New Oxfam report “Extreme Carbon Inequality” shows that the richest people on earth poison our planet the most. The study shows that the first 10 percent richest people on the planet are responsible for the production of 49 percent of the total carbon emissions on earth. On the other side, the poorest 50 percent of world’s population is contributing only 10 percent.
Data from the study also reveal that individuals from the 1 percent produce on average about 175 times more carbon than the average person in the poorest 10 percent.
Since most people seem to think that the most populous countries are the greatest polluters in the world, Oxfam’s study comes to clarify that. In reality, China’s poorest 600 million persons are producing just one-third more carbon than USA’s richest 30 million. India’s poorest 600 million have a carbon footprint similar to Japan’s wealthiest 10 percent.
At the same time, the 10 percent richest people of India emit only 25 percent of the amount emitted by US’s poorest 50 percent.
Therefore, Oxfam argues that the rich have to be held accountable and pay for the damage they cause.

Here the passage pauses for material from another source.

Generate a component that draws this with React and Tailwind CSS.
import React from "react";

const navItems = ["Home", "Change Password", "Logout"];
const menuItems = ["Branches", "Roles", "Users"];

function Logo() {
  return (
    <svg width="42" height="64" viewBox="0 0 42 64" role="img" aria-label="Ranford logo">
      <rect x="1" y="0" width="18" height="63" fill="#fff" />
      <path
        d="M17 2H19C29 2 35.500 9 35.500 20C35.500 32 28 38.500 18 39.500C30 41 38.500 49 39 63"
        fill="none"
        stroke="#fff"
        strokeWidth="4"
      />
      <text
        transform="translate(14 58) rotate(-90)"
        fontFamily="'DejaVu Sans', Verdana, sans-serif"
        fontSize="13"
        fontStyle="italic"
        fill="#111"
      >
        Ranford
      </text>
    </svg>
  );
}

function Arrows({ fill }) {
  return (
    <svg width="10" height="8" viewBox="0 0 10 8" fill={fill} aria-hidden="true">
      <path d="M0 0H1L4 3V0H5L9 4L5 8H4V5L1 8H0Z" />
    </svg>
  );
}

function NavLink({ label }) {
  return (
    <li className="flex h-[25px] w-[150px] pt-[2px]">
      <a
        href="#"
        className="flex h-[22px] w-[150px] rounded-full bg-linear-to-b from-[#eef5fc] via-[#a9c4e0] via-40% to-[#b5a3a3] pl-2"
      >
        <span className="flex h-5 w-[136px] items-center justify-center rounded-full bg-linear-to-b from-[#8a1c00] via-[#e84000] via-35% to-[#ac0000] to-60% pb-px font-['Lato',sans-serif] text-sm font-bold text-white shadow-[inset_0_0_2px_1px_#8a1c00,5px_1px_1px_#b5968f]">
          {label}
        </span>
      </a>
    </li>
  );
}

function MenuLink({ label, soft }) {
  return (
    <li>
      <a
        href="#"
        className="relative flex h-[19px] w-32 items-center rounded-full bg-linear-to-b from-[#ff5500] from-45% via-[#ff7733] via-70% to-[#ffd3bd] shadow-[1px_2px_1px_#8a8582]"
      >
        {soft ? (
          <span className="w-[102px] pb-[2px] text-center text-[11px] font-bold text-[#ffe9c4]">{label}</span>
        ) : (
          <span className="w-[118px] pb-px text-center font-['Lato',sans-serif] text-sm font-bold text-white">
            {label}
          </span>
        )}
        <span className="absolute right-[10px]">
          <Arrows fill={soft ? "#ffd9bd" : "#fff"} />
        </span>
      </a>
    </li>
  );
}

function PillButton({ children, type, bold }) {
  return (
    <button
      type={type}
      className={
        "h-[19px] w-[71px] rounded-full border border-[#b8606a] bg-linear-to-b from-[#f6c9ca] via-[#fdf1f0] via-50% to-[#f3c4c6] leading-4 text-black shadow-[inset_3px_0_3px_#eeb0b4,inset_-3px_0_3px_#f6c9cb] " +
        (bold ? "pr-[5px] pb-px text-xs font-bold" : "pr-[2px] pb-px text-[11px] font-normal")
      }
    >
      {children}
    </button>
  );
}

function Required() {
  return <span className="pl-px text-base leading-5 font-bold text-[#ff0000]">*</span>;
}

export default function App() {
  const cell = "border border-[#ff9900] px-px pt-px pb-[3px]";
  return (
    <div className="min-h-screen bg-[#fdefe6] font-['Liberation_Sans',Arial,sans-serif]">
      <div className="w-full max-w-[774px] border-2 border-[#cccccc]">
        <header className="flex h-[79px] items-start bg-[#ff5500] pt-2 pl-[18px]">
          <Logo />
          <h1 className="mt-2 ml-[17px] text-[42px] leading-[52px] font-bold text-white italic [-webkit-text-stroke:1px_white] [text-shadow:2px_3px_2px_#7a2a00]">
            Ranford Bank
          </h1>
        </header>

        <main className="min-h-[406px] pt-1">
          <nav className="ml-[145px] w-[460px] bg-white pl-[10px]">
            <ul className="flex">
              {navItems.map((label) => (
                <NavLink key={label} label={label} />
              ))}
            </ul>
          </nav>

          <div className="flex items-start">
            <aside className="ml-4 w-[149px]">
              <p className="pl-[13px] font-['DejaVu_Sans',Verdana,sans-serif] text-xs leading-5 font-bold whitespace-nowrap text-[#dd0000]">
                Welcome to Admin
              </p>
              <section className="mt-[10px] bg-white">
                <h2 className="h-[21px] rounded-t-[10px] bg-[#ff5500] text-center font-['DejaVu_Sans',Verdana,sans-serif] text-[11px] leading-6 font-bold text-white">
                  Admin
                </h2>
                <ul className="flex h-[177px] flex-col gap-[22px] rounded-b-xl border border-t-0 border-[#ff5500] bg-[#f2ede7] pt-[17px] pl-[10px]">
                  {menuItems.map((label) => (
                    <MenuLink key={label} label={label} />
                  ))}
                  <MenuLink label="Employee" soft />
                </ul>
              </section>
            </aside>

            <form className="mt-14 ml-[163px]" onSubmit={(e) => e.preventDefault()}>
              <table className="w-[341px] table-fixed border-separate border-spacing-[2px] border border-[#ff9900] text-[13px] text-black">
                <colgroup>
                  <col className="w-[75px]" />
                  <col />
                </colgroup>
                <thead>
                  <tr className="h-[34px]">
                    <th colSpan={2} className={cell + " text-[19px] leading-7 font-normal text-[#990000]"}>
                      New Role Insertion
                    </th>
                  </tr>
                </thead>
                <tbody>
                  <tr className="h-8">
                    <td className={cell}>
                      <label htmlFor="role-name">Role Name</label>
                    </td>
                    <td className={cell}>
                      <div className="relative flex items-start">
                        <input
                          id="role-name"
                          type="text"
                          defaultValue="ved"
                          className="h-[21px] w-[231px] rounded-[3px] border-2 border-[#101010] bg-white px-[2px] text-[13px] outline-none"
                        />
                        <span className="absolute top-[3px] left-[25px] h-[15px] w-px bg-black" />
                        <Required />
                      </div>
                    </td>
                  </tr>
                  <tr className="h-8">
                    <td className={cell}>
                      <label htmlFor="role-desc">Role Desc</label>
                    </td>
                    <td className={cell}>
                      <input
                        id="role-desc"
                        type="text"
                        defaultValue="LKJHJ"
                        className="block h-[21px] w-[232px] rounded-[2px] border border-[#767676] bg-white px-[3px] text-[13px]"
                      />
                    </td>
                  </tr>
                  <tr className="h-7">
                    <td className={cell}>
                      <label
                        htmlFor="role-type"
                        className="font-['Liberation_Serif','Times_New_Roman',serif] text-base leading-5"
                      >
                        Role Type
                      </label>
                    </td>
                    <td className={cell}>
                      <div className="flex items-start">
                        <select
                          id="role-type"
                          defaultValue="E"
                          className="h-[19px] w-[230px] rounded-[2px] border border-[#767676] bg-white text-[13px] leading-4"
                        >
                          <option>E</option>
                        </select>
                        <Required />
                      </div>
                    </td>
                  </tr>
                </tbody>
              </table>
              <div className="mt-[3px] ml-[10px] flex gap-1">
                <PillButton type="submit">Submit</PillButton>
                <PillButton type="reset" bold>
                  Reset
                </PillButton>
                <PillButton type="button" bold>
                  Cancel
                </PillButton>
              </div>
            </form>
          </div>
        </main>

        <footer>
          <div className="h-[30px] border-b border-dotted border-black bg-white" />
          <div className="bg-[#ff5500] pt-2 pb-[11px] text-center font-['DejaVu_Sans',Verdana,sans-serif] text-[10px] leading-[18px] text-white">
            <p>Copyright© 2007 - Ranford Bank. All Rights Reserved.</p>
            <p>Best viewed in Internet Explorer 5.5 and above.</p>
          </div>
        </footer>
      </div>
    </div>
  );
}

Developing countries are asking for the Western states to pay, in the account of their historical responsibility, since they have been polluting the planet for a much longer period of time and they also add to other countries’ carbon footprint.

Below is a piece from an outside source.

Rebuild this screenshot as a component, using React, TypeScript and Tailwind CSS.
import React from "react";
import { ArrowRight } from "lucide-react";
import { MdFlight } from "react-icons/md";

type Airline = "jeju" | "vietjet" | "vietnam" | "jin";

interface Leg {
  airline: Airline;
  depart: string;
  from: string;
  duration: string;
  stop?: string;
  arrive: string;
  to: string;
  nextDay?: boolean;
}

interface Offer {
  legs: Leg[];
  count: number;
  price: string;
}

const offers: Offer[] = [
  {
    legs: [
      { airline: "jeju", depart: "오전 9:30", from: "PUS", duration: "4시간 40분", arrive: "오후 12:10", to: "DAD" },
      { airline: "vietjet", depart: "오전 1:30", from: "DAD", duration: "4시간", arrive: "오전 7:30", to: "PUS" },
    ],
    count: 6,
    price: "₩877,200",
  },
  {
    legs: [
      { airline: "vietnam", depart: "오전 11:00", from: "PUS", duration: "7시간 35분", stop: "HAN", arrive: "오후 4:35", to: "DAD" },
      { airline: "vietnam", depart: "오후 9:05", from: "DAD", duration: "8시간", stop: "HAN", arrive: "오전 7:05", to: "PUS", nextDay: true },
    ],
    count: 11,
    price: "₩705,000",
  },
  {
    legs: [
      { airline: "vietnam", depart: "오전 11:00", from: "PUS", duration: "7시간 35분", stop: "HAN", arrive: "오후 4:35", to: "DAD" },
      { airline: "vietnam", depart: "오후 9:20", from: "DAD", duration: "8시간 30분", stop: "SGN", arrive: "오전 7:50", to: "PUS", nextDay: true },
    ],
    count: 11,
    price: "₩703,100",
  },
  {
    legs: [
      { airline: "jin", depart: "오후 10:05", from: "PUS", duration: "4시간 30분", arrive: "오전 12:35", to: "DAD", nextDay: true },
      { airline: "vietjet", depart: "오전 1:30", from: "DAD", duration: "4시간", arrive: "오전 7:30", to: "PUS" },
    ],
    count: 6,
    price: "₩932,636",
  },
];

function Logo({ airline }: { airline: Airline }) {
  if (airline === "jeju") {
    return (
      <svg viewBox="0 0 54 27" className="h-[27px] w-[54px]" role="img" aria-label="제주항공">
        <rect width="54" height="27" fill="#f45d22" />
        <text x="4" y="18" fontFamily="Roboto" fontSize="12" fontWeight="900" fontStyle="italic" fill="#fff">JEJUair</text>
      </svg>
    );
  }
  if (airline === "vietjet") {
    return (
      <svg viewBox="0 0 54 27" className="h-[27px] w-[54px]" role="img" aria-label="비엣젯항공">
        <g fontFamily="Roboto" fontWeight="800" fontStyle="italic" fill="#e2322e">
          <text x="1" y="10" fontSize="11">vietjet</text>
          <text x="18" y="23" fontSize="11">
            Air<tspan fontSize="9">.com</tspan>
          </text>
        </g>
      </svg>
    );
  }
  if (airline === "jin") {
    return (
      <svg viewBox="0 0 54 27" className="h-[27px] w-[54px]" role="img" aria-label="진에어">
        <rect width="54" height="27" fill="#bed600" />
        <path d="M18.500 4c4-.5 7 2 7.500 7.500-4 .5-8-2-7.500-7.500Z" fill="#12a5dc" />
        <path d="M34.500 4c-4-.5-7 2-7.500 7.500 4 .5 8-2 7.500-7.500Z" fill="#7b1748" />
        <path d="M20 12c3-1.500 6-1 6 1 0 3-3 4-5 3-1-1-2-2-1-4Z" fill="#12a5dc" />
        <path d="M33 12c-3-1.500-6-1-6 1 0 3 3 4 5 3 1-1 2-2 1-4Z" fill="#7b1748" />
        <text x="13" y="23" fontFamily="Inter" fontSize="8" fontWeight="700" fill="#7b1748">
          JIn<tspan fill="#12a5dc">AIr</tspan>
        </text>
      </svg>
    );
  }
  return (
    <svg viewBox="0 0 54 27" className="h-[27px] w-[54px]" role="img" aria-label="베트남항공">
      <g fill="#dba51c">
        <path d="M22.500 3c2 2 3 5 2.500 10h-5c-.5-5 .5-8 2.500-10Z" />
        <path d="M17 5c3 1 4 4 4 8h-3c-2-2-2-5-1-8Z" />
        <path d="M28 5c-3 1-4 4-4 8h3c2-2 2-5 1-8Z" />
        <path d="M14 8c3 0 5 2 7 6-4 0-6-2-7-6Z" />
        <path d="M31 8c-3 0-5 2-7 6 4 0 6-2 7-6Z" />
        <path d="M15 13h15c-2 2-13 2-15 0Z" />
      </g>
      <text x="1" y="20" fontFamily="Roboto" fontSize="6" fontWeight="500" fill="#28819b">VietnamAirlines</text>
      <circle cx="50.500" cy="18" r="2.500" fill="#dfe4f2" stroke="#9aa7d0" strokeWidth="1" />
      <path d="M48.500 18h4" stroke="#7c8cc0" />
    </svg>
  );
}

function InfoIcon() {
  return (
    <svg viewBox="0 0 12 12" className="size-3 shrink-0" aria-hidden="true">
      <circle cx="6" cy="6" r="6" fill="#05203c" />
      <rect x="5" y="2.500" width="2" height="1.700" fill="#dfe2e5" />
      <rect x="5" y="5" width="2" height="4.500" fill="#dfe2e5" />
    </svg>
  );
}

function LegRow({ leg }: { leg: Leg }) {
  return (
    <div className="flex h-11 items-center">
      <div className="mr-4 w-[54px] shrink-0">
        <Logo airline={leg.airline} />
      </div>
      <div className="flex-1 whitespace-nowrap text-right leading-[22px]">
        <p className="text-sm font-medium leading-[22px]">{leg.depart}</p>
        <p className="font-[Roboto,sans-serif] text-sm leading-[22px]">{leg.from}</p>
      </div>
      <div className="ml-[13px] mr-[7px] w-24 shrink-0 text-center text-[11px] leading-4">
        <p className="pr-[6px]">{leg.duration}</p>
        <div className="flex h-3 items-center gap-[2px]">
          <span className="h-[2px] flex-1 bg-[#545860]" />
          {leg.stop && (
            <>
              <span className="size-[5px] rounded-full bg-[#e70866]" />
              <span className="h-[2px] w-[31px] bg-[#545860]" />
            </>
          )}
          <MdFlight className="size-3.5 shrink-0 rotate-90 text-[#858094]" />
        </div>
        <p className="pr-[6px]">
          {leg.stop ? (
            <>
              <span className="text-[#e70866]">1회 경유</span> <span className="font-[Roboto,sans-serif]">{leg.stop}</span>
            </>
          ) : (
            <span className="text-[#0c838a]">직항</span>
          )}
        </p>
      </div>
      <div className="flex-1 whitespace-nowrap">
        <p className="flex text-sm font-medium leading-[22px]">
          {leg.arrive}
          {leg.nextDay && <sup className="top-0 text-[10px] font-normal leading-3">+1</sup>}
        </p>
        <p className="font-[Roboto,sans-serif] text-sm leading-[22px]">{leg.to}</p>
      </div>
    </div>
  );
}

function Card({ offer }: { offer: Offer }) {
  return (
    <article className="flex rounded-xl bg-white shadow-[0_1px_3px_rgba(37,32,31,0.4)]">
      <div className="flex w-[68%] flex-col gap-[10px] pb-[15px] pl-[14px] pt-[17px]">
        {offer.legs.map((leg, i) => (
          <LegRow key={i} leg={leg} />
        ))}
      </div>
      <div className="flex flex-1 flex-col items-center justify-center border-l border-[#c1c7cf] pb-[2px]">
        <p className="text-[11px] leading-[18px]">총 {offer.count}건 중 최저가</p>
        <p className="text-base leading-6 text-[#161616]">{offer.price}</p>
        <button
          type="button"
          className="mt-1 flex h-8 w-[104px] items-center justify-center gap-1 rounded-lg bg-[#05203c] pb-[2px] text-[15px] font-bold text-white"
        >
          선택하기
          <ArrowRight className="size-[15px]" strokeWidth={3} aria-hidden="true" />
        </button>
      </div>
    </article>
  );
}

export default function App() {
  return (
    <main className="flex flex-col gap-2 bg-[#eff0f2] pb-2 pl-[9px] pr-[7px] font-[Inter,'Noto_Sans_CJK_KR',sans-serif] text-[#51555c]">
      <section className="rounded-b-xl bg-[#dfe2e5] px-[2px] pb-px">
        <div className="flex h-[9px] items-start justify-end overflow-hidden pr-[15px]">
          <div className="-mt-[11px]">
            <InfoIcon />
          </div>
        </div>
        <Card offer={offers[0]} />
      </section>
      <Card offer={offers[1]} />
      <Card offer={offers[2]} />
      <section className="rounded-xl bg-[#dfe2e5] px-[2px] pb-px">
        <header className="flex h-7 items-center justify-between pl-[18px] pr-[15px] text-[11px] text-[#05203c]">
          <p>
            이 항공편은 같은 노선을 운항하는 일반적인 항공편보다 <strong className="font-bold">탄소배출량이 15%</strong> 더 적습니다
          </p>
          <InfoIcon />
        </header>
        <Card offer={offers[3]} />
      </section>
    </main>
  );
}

Narendra Modi, the prime minister of India declared on Monday, at the UN climate change summit, that besides their historical responsibility, Western countries also have the possibilities to cut down their emissions and also their cuts would make the strongest impact.
It is also to be mentioned that the great majority of the poorest people in the world live in the countries that are the most vulnerable to climate change. That means that they are the most affected by a phenomenon they are not even responsible for.
Given all these facts, Oxfam believes that the COP21 in Paris needs to address the issue of poverty when negotiating between governments regarding the carbon emissions produced on their territories.
The decisions made by governments at the COP21 are of great importance, since private individuals could never solve the climate crisis on their own, no matter how they change their own lifestyle. Everybody in the world will be affected by the decisions taken these days but the poorest and most vulnerable people in the world will be the most affected.